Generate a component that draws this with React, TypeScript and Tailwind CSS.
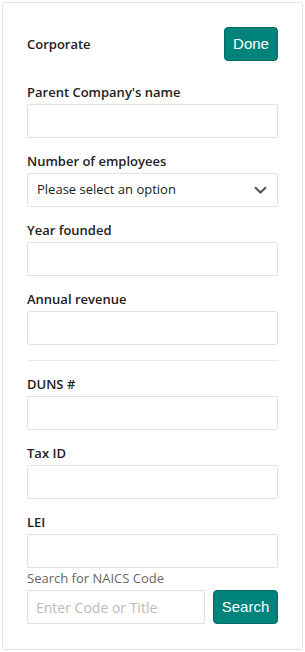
import React from "react";

function Label({ children }: { children: React.ReactNode }) {
  return (
    <div className="text-[13px] leading-[18px] font-semibold text-[#222] mb-[3px]">
      {children}
    </div>
  );
}

function Input({ className = "" }: { className?: string }) {
  return (
    <input
      type="text"
      className={
        "block w-full h-[34px] border border-[#e2e2e2] rounded-[2px] bg-white px-2 outline-none " +
        className
      }
    />
  );
}

function Field({ label, first = false }: { label: string; first?: boolean }) {
  return (
    <div className={first ? "" : "mt-[14px]"}>
      <Label>{label}</Label>
      <Input />
    </div>
  );
}

export default function App() {
  return (
    <div className="bg-white w-[305px] h-[652px] pt-[2px] pl-[2px]">
      <div className="w-[301px] h-[648px] border border-[#e3e3e3] rounded-[3px] px-6 pt-6 font-['Open_Sans',sans-serif] text-[#222]">
        <div className="flex items-center justify-between">
          <div className="text-[13px] font-semibold leading-[18px]">Corporate</div>
          <button className="w-[54px] h-[34px] rounded-[4px] bg-[#00837b] border border-[#006c65] text-white text-[15px] font-['Liberation_Sans',Arial,sans-serif]">
            Done
          </button>
        </div>

        <div className="mt-[22px]">
          <Field label="Parent Company's name" first />
          <div className="mt-[14px]">
            <Label>Number of employees</Label>
            <div className="flex items-center justify-between h-[34px] border border-[#e2e2e2] rounded-[2px] pl-[9px] pr-[10px]">
              <span className="text-[13px] text-[#222]">Please select an option</span>
              <svg width="13" height="8" viewBox="0 0 13 8" fill="none">
                <path d="M1 1.2 L6.5 6.5 L12 1.2" stroke="#555" strokeWidth="2" />
              </svg>
            </div>
          </div>
          <Field label="Year founded" />
          <Field label="Annual revenue" />
        </div>

        <div className="mt-[15px] h-px bg-[#e8e8e8]" />

        <div className="mt-[14px]">
          <Field label="DUNS #" first />
          <Field label="Tax ID" />
          <Field label="LEI" />
        </div>

        <div className="mt-px text-[13px] leading-[18px] text-[#666] mb-[3px]">
          Search for NAICS Code
        </div>
        <div className="flex gap-2">
          <input
            type="text"
            placeholder="Enter Code or Title"
            className="block flex-1 min-w-0 h-[34px] border border-[#e2e2e2] rounded-[2px] bg-white px-2 text-[14px] outline-none placeholder:text-[#bbbbbb]"
          />
          <button className="w-[65px] h-[34px] rounded-[4px] bg-[#00837b] border border-[#006c65] text-white text-[15px] font-['Liberation_Sans',Arial,sans-serif]">
            Search
          </button>
        </div>
      </div>
    </div>
  );
}
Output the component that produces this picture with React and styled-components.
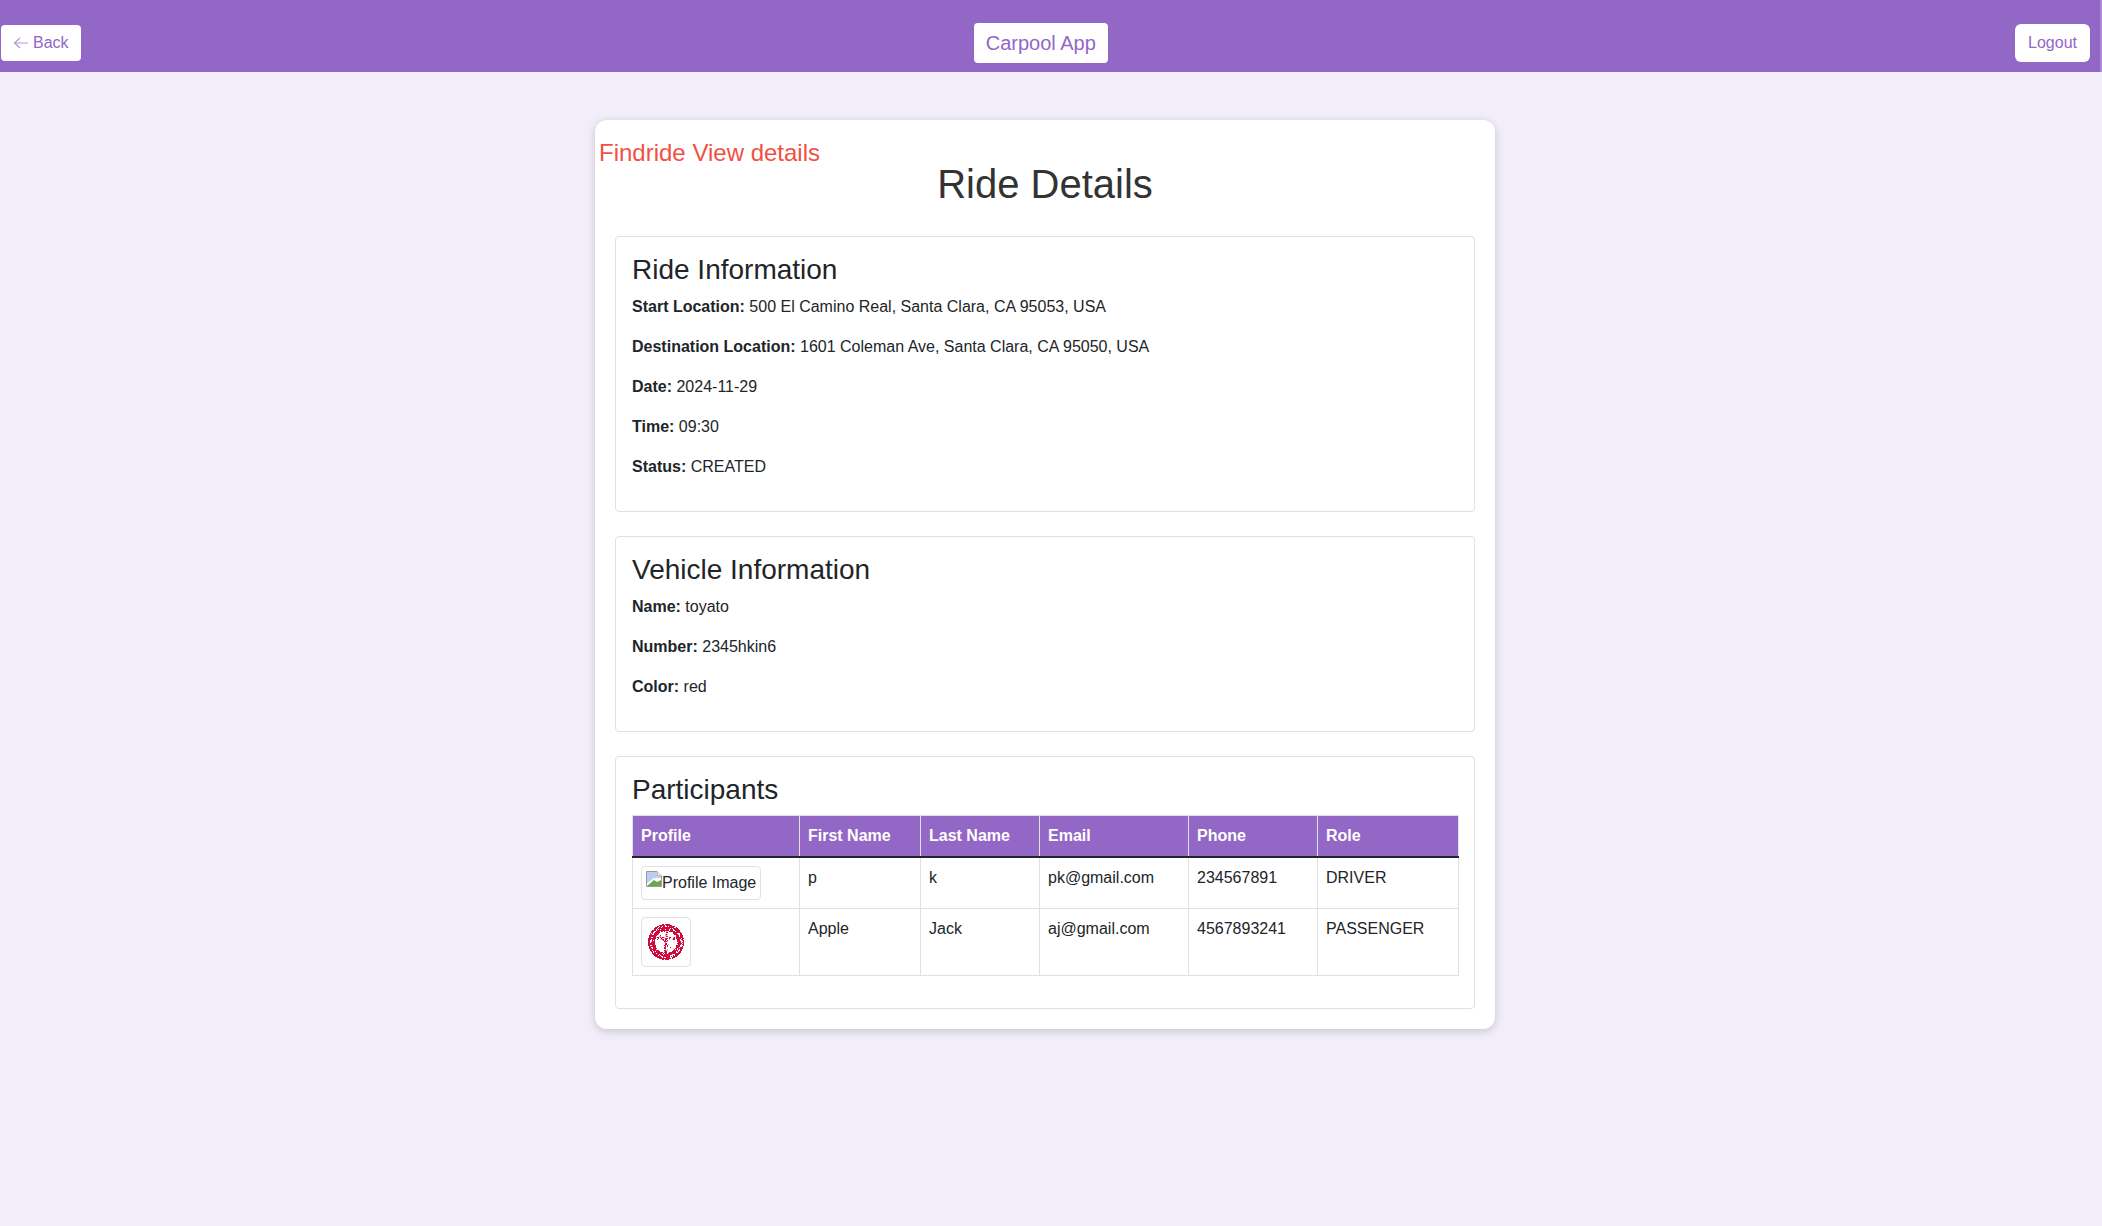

◆ ◆ ◆ ◆ ◆

_Required task_.
Every line of the data above should be quoted exactly. Omit the pictures.

_Completed task_.
Generate a component that draws this with React, TypeScript and Tailwind CSS.
import React from "react";

function Label({ children }: { children: React.ReactNode }) {
  return (
    <div className="text-[13px] leading-[18px] font-semibold text-[#222] mb-[3px]">
      {children}
    </div>
  );
}

function Input({ className = "" }: { className?: string }) {
  return (
    <input
      type="text"
      className={
        "block w-full h-[34px] border border-[#e2e2e2] rounded-[2px] bg-white px-2 outline-none " +
        className
      }
    />
  );
}

function Field({ label, first = false }: { label: string; first?: boolean }) {
  return (
    <div className={first ? "" : "mt-[14px]"}>
      <Label>{label}</Label>
      <Input />
    </div>
  );
}

export default function App() {
  return (
    <div className="bg-white w-[305px] h-[652px] pt-[2px] pl-[2px]">
      <div className="w-[301px] h-[648px] border border-[#e3e3e3] rounded-[3px] px-6 pt-6 font-['Open_Sans',sans-serif] text-[#222]">
        <div className="flex items-center justify-between">
          <div className="text-[13px] font-semibold leading-[18px]">Corporate</div>
          <button className="w-[54px] h-[34px] rounded-[4px] bg-[#00837b] border border-[#006c65] text-white text-[15px] font-['Liberation_Sans',Arial,sans-serif]">
            Done
          </button>
        </div>

        <div className="mt-[22px]">
          <Field label="Parent Company's name" first />
          <div className="mt-[14px]">
            <Label>Number of employees</Label>
            <div className="flex items-center justify-between h-[34px] border border-[#e2e2e2] rounded-[2px] pl-[9px] pr-[10px]">
              <span className="text-[13px] text-[#222]">Please select an option</span>
              <svg width="13" height="8" viewBox="0 0 13 8" fill="none">
                <path d="M1 1.2 L6.5 6.5 L12 1.2" stroke="#555" strokeWidth="2" />
              </svg>
            </div>
          </div>
          <Field label="Year founded" />
          <Field label="Annual revenue" />
        </div>

        <div className="mt-[15px] h-px bg-[#e8e8e8]" />

        <div className="mt-[14px]">
          <Field label="DUNS #" first />
          <Field label="Tax ID" />
          <Field label="LEI" />
        </div>

        <div className="mt-px text-[13px] leading-[18px] text-[#666] mb-[3px]">
          Search for NAICS Code
        </div>
        <div className="flex gap-2">
          <input
            type="text"
            placeholder="Enter Code or Title"
            className="block flex-1 min-w-0 h-[34px] border border-[#e2e2e2] rounded-[2px] bg-white px-2 text-[14px] outline-none placeholder:text-[#bbbbbb]"
          />
          <button className="w-[65px] h-[34px] rounded-[4px] bg-[#00837b] border border-[#006c65] text-white text-[15px] font-['Liberation_Sans',Arial,sans-serif]">
            Search
          </button>
        </div>
      </div>
    </div>
  );
}
Output the component that produces this picture with React and styled-components.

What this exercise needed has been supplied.